Active Listener/Reflector
  • In your own words reflect back the essence of what you hear.
  • You can ask the speaker to pause from time to time to give you a chance to reflect back .
  • It’s important not to ask questions or judge, analyse, advise or sympathise. Silent Listeners
  • Listen and be present to the exchange between the speaker and reflector listener. It is advisable to get some experience of being in Empathy circles before running one. There is also online training available. https://www.empathycircle.com

Empathy Pairs

Empathy pairs/trios based on empathy circles, can be useful for a “deeper check-in” in an ordinary meeting or at the beginning of a workshop as a way of contributing to a sense of community and safety.

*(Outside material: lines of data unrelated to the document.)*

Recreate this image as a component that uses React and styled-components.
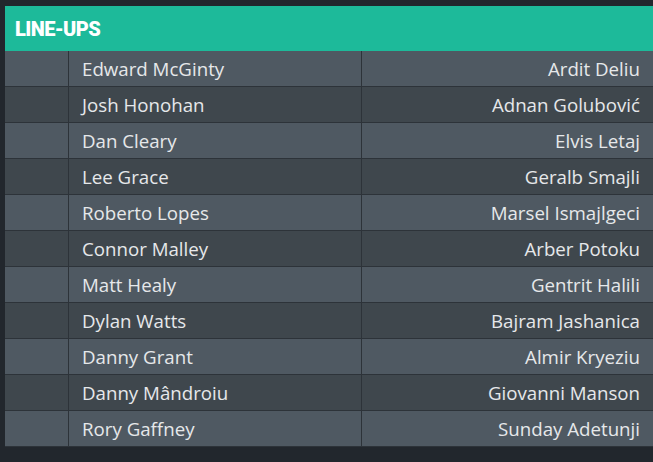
import React from "react"
import styled, { createGlobalStyle } from "styled-components"

const GlobalStyle = createGlobalStyle`
  html, body {
    margin: 0;
    padding: 0;
    background: #22272d;
  }

  body {
    font-family: "Open Sans", "Liberation Sans", sans-serif;
  }
`

const Page = styled.div`
  padding: 6px 0 0 5px;
  min-height: 100vh;
  box-sizing: border-box;
`

const Panel = styled.section`
  background: #2d3339;
  border-bottom: 1px solid #2d3339;
`

const Header = styled.h2`
  margin: 0;
  height: 45px;
  display: flex;
  align-items: center;
  padding: 0 10px;
  background: #1dba9a;
  color: #ffffff;
  font-family: "Roboto", sans-serif;
  font-weight: 900;
  font-size: 20px;
  letter-spacing: -0.6px;
`

const Table = styled.div`
  display: grid;
  grid-template-columns: 63px 292px 1fr;
  row-gap: 1px;
  column-gap: 1px;
`

const Cell = styled.div`
  height: 35px;
  display: flex;
  align-items: center;
  justify-content: ${props => (props.$right ? "flex-end" : "flex-start")};
  padding: ${props => (props.$right ? "0 13px 0 0" : "0 0 0 13px")};
  background: ${props => (props.$odd ? "#4f5962" : "#3f474d")};
  color: #e6e8ea;
  font-size: 18.7px;
  white-space: nowrap;
`

const lineups = [
  ["Edward McGinty", "Ardit Deliu"],
  ["Josh Honohan", "Adnan Golubović"],
  ["Dan Cleary", "Elvis Letaj"],
  ["Lee Grace", "Geralb Smajli"],
  ["Roberto Lopes", "Marsel Ismajlgeci"],
  ["Connor Malley", "Arber Potoku"],
  ["Matt Healy", "Gentrit Halili"],
  ["Dylan Watts", "Bajram Jashanica"],
  ["Danny Grant", "Almir Kryeziu"],
  ["Danny Mândroiu", "Giovanni Manson"],
  ["Rory Gaffney", "Sunday Adetunji"],
]

const App = () => {
  return (
    <Page>
      <GlobalStyle />
      <Panel>
        <Header>LINE-UPS</Header>
        <Table>
          {lineups.map(([home, away], i) => (
            <React.Fragment key={home}>
              <Cell $odd={i % 2 === 0} />
              <Cell $odd={i % 2 === 0}>{home}</Cell>
              <Cell $odd={i % 2 === 0} $right>
                {away}
              </Cell>
            </React.Fragment>
          ))}
        </Table>
      </Panel>
    </Page>
  )
}

export default App
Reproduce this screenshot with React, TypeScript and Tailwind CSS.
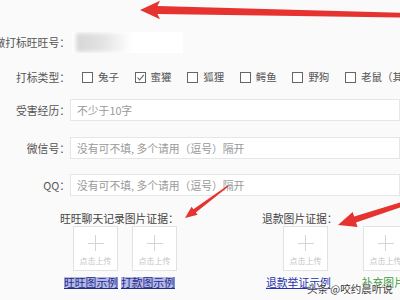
import React from 'react'

const font = { fontFamily: '"Noto Sans CJK SC", "Noto Sans", sans-serif' }

const animals = ['兔子', '蜜獾', '狐狸', '鳄鱼', '野狗', '老鼠（其他）']

const Label: React.FC<{ text: string }> = ({ text }) => (
  <div className="w-[70px] flex justify-end shrink-0 whitespace-nowrap text-[10.8px] text-[#555]">{text}</div>
)

const TextRow: React.FC<{ label: string; placeholder: string; className?: string }> = ({ label, placeholder, className }) => (
  <div className={`flex items-center h-[22px] ${className ?? ''}`}>
    <Label text={label} />
    <div className="flex-1 h-full bg-white border border-[#e6e6e6] flex items-center pl-[6px] text-[10.8px] text-[#999] whitespace-nowrap">
      {placeholder}
    </div>
  </div>
)

const UploadBox: React.FC = () => (
  <div className="w-[45px] h-[45px] bg-white border border-[#e2e2e2] flex flex-col items-center shrink-0">
    <div className="relative w-[16px] h-[16px] mt-[8px]">
      <div className="absolute left-0 right-0 top-[7.5px] h-px bg-[#d4d4d4]" />
      <div className="absolute top-0 bottom-0 left-[7.5px] w-px bg-[#d4d4d4]" />
    </div>
    <div className="mt-[6px] text-[8px] leading-none text-[#c4c4c4] whitespace-nowrap">点击上传</div>
  </div>
)

export default function App() {
  return (
    <div className="relative w-[400px] h-[300px] overflow-hidden bg-[#fafafa]" style={font}>
      <div className="flex flex-col pt-[32px]">
        {/* 旺旺号 */}
        <div className="flex items-center h-[21px]">
          <Label text="做打标旺旺号：" />
          <div className="relative ml-[2px] w-[111px] h-full bg-white overflow-hidden">
            <div className="absolute left-[4px] top-[1px] w-[56px] h-[19px] bg-gradient-to-r from-[#d6d6d6] via-[#e4e4e4] to-transparent blur-[2px]" />
          </div>
        </div>

        {/* 打标类型 */}
        <div className="flex items-center h-[22px] mt-[13px]">
          <Label text="打标类型：" />
          <div className="flex items-center ml-[12px] gap-[15.6px] whitespace-nowrap">
            {animals.map((a, i) => (
              <div key={a} className="flex items-center gap-[5px]">
                <div className="w-[11px] h-[11px] border border-[#666] bg-white flex items-center justify-center">
                  {i === 1 && (
                    <svg width="9" height="9" viewBox="0 0 9 9">
                      <polyline points="1.5,4.5 3.6,6.8 7.8,1.8" fill="none" stroke="#666" strokeWidth="1.1" />
                    </svg>
                  )}
                </div>
                <span className="text-[10.5px] text-[#555]">{a}</span>
              </div>
            ))}
          </div>
        </div>

        <TextRow label="受害经历：" placeholder="不少于10字" className="mt-[11px]" />
        <TextRow label="微信号：" placeholder="没有可不填, 多个请用（逗号）隔开" className="mt-[16px]" />
        <TextRow label="QQ：" placeholder="没有可不填, 多个请用（逗号）隔开" className="mt-[15px]" />

        {/* 图片证据 */}
        <div className="flex mt-[15px] whitespace-nowrap">
          <div className="ml-[60px] w-[202px] shrink-0 flex flex-col">
            <div className="text-[10.8px] leading-[14px] text-[#444]">旺旺聊天记录图片证据：</div>
            <div className="flex gap-[14px] ml-[13px] mt-[1px]">
              <UploadBox />
              <UploadBox />
            </div>
            <div className="flex gap-[3px] ml-[4px] mt-[6px] text-[10.8px] leading-[11px]">
              <span className="bg-[#b3b8e4] text-[#1f2a8c] underline">旺旺图示例</span>
              <span className="bg-[#b3b8e4] text-[#1f2a8c] underline">打款图示例</span>
            </div>
          </div>
          <div className="w-[140px] shrink-0 flex flex-col">
            <div className="text-[10.8px] leading-[14px] text-[#444]">退款图片证据：</div>
            <div className="flex gap-[35px] ml-[21px] mt-[1px]">
              <UploadBox />
              <UploadBox />
            </div>
            <div className="flex gap-[31px] ml-[4px] mt-[6px] text-[10.8px] leading-[11px]">
              <span className="text-[#2633a8] underline">退款举证示例</span>
              <span className="text-[#3f9a3f]">补充图片</span>
            </div>
          </div>
        </div>
      </div>

      {/* watermark */}
      <div
        className="absolute left-[307px] top-[281px] text-[10.5px] text-[#3a3a3a] whitespace-nowrap"
        style={{ textShadow: '0 0 2px #fff, 0 0 2px #fff' }}
      >
        头条 @咬约晨听说
      </div>

      {/* red arrows */}
      <svg className="absolute inset-0 pointer-events-none" width="400" height="300" viewBox="0 0 400 300">
        <polygon points="140,10 160,0.8 157.5,6 400,12.8 400,17.4 157.5,14 160,19.2" fill="#e63330" />
        <polygon points="185,218 191.6,206.8 193.4,209.2 227.6,185.4 228.4,186.6 195.8,212.4 197.6,214.8" fill="#e63330" />
        <polygon points="338,225 352.6,211.9 354.2,216.6 400,202.5 400,207.5 356,222.4 357.6,227.1" fill="#e63330" />
      </svg>
    </div>
  )
}
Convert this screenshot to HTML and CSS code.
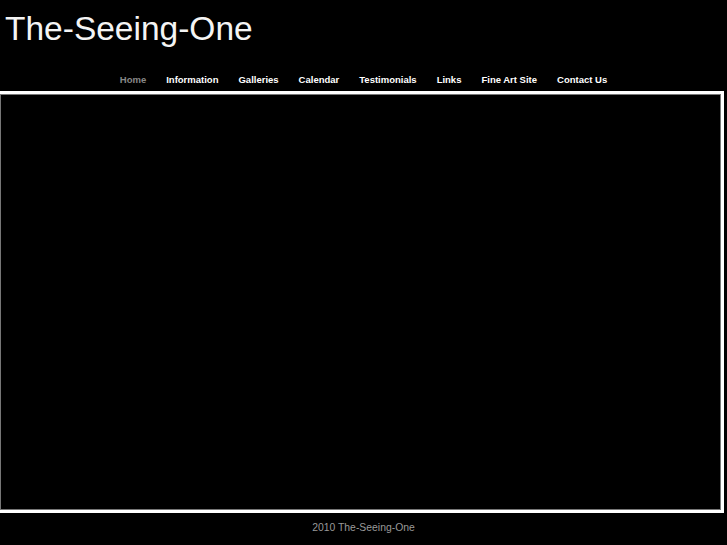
FILE: index.html
```html
<!DOCTYPE html>
<html>
<head>
<meta charset="utf-8">
<title>The-Seeing-One</title>
<link rel="stylesheet" href="styles.css">
</head>
<body>
<div class="header">
  <h1 class="site-title">The-Seeing-One</h1>
</div>
<ul class="nav">
  <li class="nav-item current">Home</li>
  <li class="nav-item">Information</li>
  <li class="nav-item">Galleries</li>
  <li class="nav-item">Calendar</li>
  <li class="nav-item">Testimonials</li>
  <li class="nav-item">Links</li>
  <li class="nav-item">Fine Art Site</li>
  <li class="nav-item">Contact Us</li>
</ul>
<div class="frame">
  <div class="frame-inner"></div>
</div>
<div class="footer">2010 The-Seeing-One</div>
</body>
</html>
```
FILE: styles.css
```css
html, body {
  margin: 0;
  padding: 0;
  background: #000;
  font-family: "Liberation Sans", Arial, sans-serif;
  color: #fff;
}
.header {
  padding: 10px 0 0 5px;
  height: 74px;
  box-sizing: border-box;
}
.site-title {
  margin: 0;
  font-size: 33.5px;
  font-weight: normal;
  line-height: 38px;
  color: #f4f4f4;
}
.nav {
  list-style: none;
  margin: 0;
  padding: 0;
  display: flex;
  justify-content: center;
  height: 12px;
}
.nav-item {
  font-size: 9.5px;
  font-weight: bold;
  line-height: 12px;
  padding: 0 10px;
  color: #fff;
}
.nav-item.current {
  color: #888;
}
.frame {
  margin: 5px 0 0 -3px;
  width: 727px;
  height: 422px;
  box-sizing: border-box;
  border: 3px solid #fff;
}
.frame-inner {
  height: 100%;
  box-sizing: border-box;
  border: 1px solid #777;
  background: #000;
}
.footer {
  text-align: center;
  font-size: 10.4px;
  color: #999;
  line-height: 12px;
  padding-top: 9px;
}
```
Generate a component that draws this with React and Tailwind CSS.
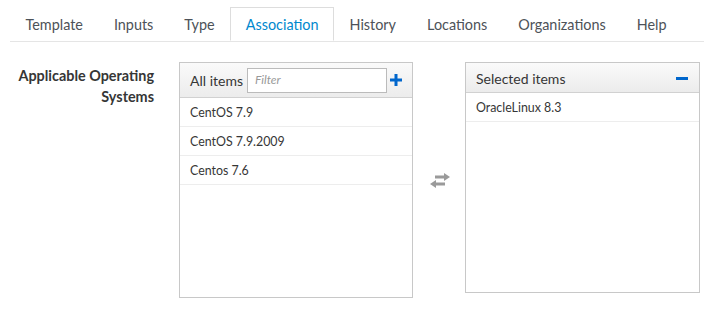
import React from 'react';

const tabs = ['Template', 'Inputs', 'Type', 'Association', 'History', 'Locations', 'Organizations', 'Help'];
const allItems = ['CentOS 7.9', 'CentOS 7.9.2009', 'Centos 7.6'];
const selected = ['OracleLinux 8.3'];

const ExchangeIcon = () => (
    <svg width="22" height="17" viewBox="0 0 22 17">
        <path d="M6 3.5 H15 V1 L21 5 L15 9 V6.5 H6 Z" fill="#9a9a9a" />
        <path d="M16 10.5 H7 V8 L1 12 L7 16 V13.5 H16 Z" fill="#9a9a9a" />
    </svg>
);

const App = () => {
    return (
        <div className="w-[704px] h-[311px] bg-white text-[#363636]" style={{ fontFamily: 'Lato, sans-serif' }}>
            {/* Tabs */}
            <div className="ml-[10px] pt-[7px] flex border-b border-[#e5e5e5]">
                {tabs.map((t) => (
                    <div
                        key={t}
                        className={
                            t === 'Association'
                                ? 'h-[34px] px-[14.5px] pt-[1px] flex items-center text-[14.4px] text-[#0088ce] border border-[#dddddd] border-b-white bg-white -mb-px'
                                : 'h-[34px] px-[15.5px] pt-[1px] flex items-center text-[14.4px] text-[#4d5258]'
                        }
                    >
                        {t}
                    </div>
                ))}
            </div>

            {/* Association form */}
            <div className="flex mt-[20px]">
                <div className="w-[154px] text-right font-bold text-[14.4px] leading-[21px] pt-[3px] text-[#363636]">
                    Applicable Operating Systems
                </div>

                {/* All items */}
                <div className="ml-[25px] w-[234px] border border-[#c8c8c8]">
                    <div className="h-[35px] flex items-center pl-[10px] pr-[11px] bg-gradient-to-b from-[#fafafa] to-[#ececec] border-b border-[#d1d1d1]">
                        <span className="text-[14px] text-[#363636] mr-[4px] whitespace-nowrap shrink-0">All items</span>
                        <div className="w-[140px] h-[25px] shrink-0 border border-[#bbbbbb] bg-white flex items-center pl-[7px]">
                            <span className="text-[12px] italic text-[#999]">Filter</span>
                        </div>
                        <svg className="ml-[3px] shrink-0" width="12" height="12" viewBox="0 0 12 12">
                            <rect x="4.5" y="0" width="3" height="12" fill="#0066cc" />
                            <rect x="0" y="4.5" width="12" height="3" fill="#0066cc" />
                        </svg>
                    </div>
                    <div className="h-[199px]">
                        {allItems.map((it) => (
                            <div key={it} className="h-[29px] flex items-center px-[10px] pt-[3px] text-[12.4px] text-[#363636] border-b border-[#ededed]">
                                {it}
                            </div>
                        ))}
                    </div>
                </div>

                {/* Transfer icon */}
                <div className="w-[52px] flex items-center justify-center pl-[2px]">
                    <ExchangeIcon />
                </div>

                {/* Selected items */}
                <div className="w-[235px] self-start border border-[#c8c8c8]">
                    <div className="h-[30px] flex items-center justify-between pl-[10px] pr-[11px] pt-[1px] bg-gradient-to-b from-[#fafafa] to-[#ececec] border-b border-[#d1d1d1]">
                        <span className="text-[14px] text-[#363636]">Selected items</span>
                        <div className="w-[12px] h-[3px] bg-[#0066cc]" />
                    </div>
                    <div className="h-[199px]">
                        {selected.map((it) => (
                            <div key={it} className="h-[29px] flex items-center px-[10px] pt-[3px] text-[12.4px] text-[#363636] border-b border-[#ededed]">
                                {it}
                            </div>
                        ))}
                    </div>
                </div>
            </div>
        </div>
    );
};

export default App;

  • Introduce yourself if necessary, Choose A and B .

  • Sit quietly together for a minute or two and just noticing what is here for you…feelings, thoughts, mood, as best you can, being open to what is stirring in you.

  • Person A shares for 4 minutes as much as they are comfortable with in relation to how they are currently feeling.

  • Person B says nothing but actively listens with heart and body to really try and understand how it is for A at this time…keeps time, signals when one minute is left.

  • Then B feeds back what they have heard /understood, not solving or advising or sharing their own version of the situation. Make it tentative e.g. 'it sounds like...' (2 mins)

  • Then A clarifies anything not quite right and adds anything important. (2 mins) B listens again.

  • Then B feeds back anything additional they have heard and A clarifies anything necessary. B checks with A whether they have felt heard. (3mins)

  • Pause, then doing the same the other way around.

  • Timings can be changed to suit the situation.